Indeed, though Raymond travels the world with the Sony Ericsson Women’s Tennis Association Tour, even a pro gets homesick. “Philadelphia and the Main Line will forever be home,” says Raymond, who admits an affinity for snowstorms and cheesesteaks. “The Devon Horse Show, Eagles’ games, the Phillies—I’ve always loved it here.”
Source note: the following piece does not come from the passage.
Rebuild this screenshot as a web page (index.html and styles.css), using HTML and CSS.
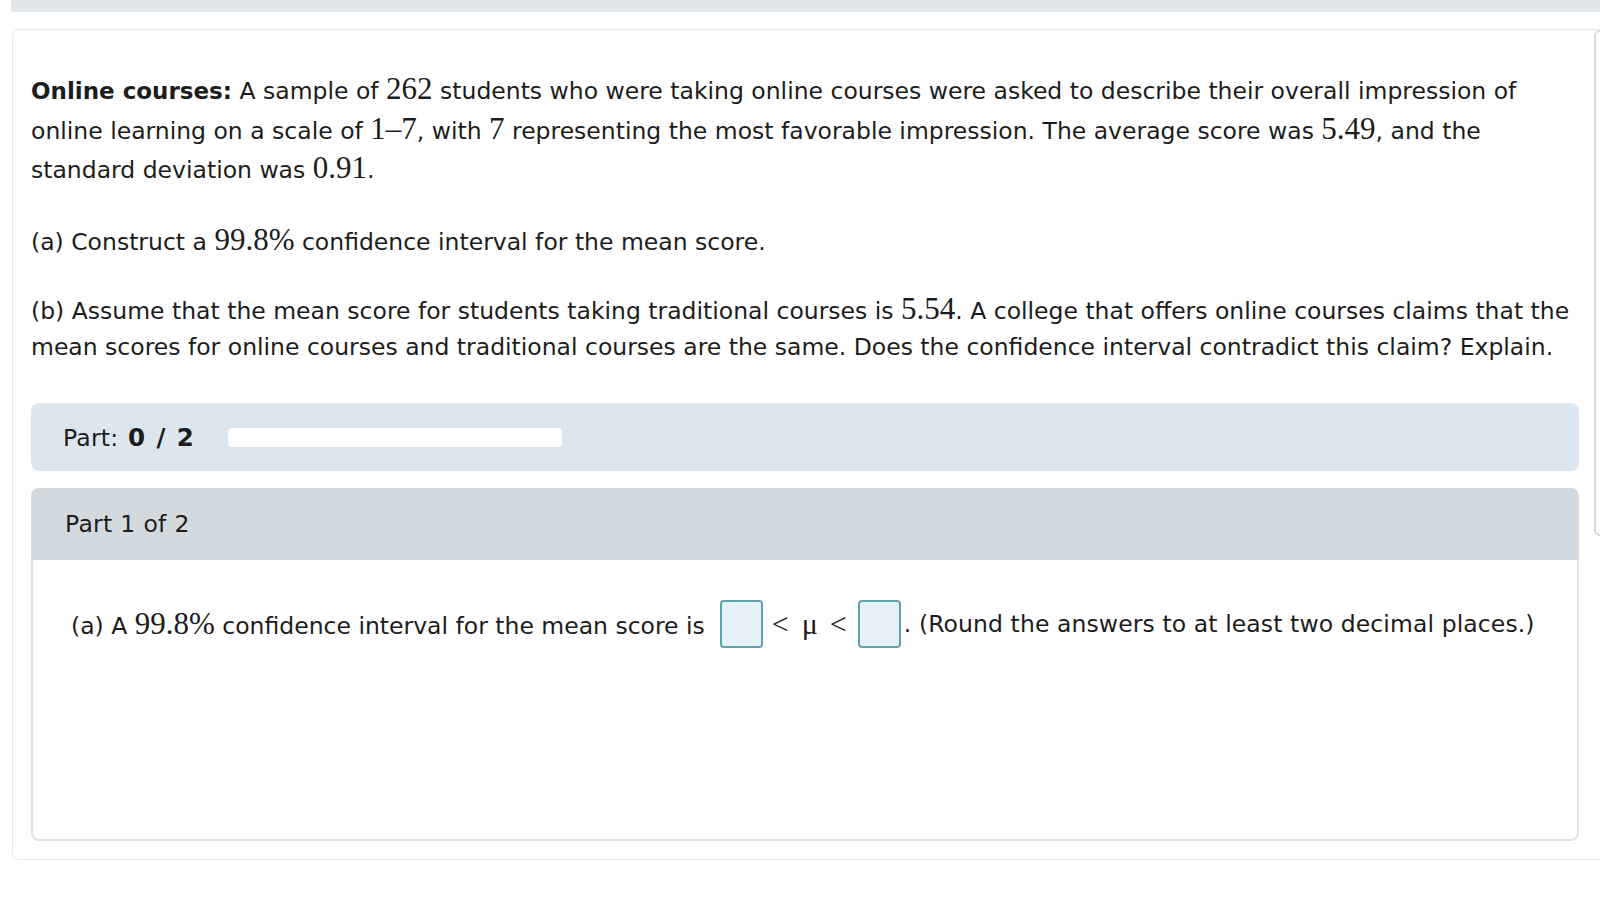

Action and athleticism define Raymond’s personality on the tennis court, where she’s won a combined nine Grand Slam titles (Wimbledon, and the Australian, French, and U.S. opens) in doubles and mixed doubles. In 2000, she first reached the No. 1 ranking in the world in women’s doubles, a level she subsequently regained and held for more than two years starting in early 2006. Now, a month shy of her 36th birthday, Raymond is eyeing that peak again.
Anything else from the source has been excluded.